Volkswagen’s Using Hail Cannons Destroying Crops In Mexico, Allege Local Groups


Volkswagen’s Using Hail Cannons Destroying Crops In Mexico, Allege Local Groups
There are allegations placed against German auto maker Volkswagen hat the activities of the company is ruining crops near one of its manufacturing units. It has been alleged that the company has been using a technology that is changing the local weather.
The auto maker has been accused by local groups of causing long dry spells with the use of hail cannons that are machines that shoot out sonic booms into the environment surrounding its manufacturing unit to prevent the creation of hails. The company uses this technology to prevent hail from forming and falling on the cars that are parked outside of the factory and thereby protect them from getting dented.
After a number of such complaints being filed with the company, Volkswagen has announced that it would reduce the use of the machines at the Puebla factory.
"Even though there is no evidence that the use of these devices causes a lack of rain, Volkswagen of Mexico decided to modify its operation in order to maintain a harmonious relationship with its neighbors," a company spokesperson told the media.
"Volkswagen ... [has stopped] using these devices in their automatic mode, and is only operating them manually, when the meteorological conditions determine the imminent fall of hail," the spokesperson told the media.
But there is still need for the car maker to protect its newly built cars from hails and for this purpose, the company has now decided to make use of "anti-hail nets" to trap falling hail for the entire more than 150 acres where cars remain parked to protect its cars. The company however said that the cannons would be put to use if there is  a necessity.
There are about 15000 employees with the company at its Puebla factory. Jetta, Beetle, Tiguan and Golf are among the various models that are manufactured in that factory. Hundreds of thousands of vehicles are produced at the plant each year.
The cannons had damaged crops in the region, local activists said.

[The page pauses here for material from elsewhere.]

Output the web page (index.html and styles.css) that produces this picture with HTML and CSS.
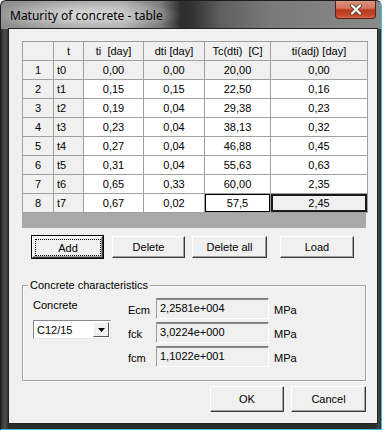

"We are happy to know that as a group we have raised our voices against the use of hail cannons by VW Mexico," one group said in a statement posted on Facebook.
There are thousands of employees with Volkswagen in Mexico and the company churns out hundreds of thousands of cars each year.
The technology is often incorrectly blamed for stopping rain, said Mike Eggers, the owner of a hail cannon manufacturer in New Zealand.
"In reality, the technology isn't around rain, it's around hail. And there's a difference. A substantial difference," he said.
Such cannons have bene put to use for decades primarily to protect crops from hail.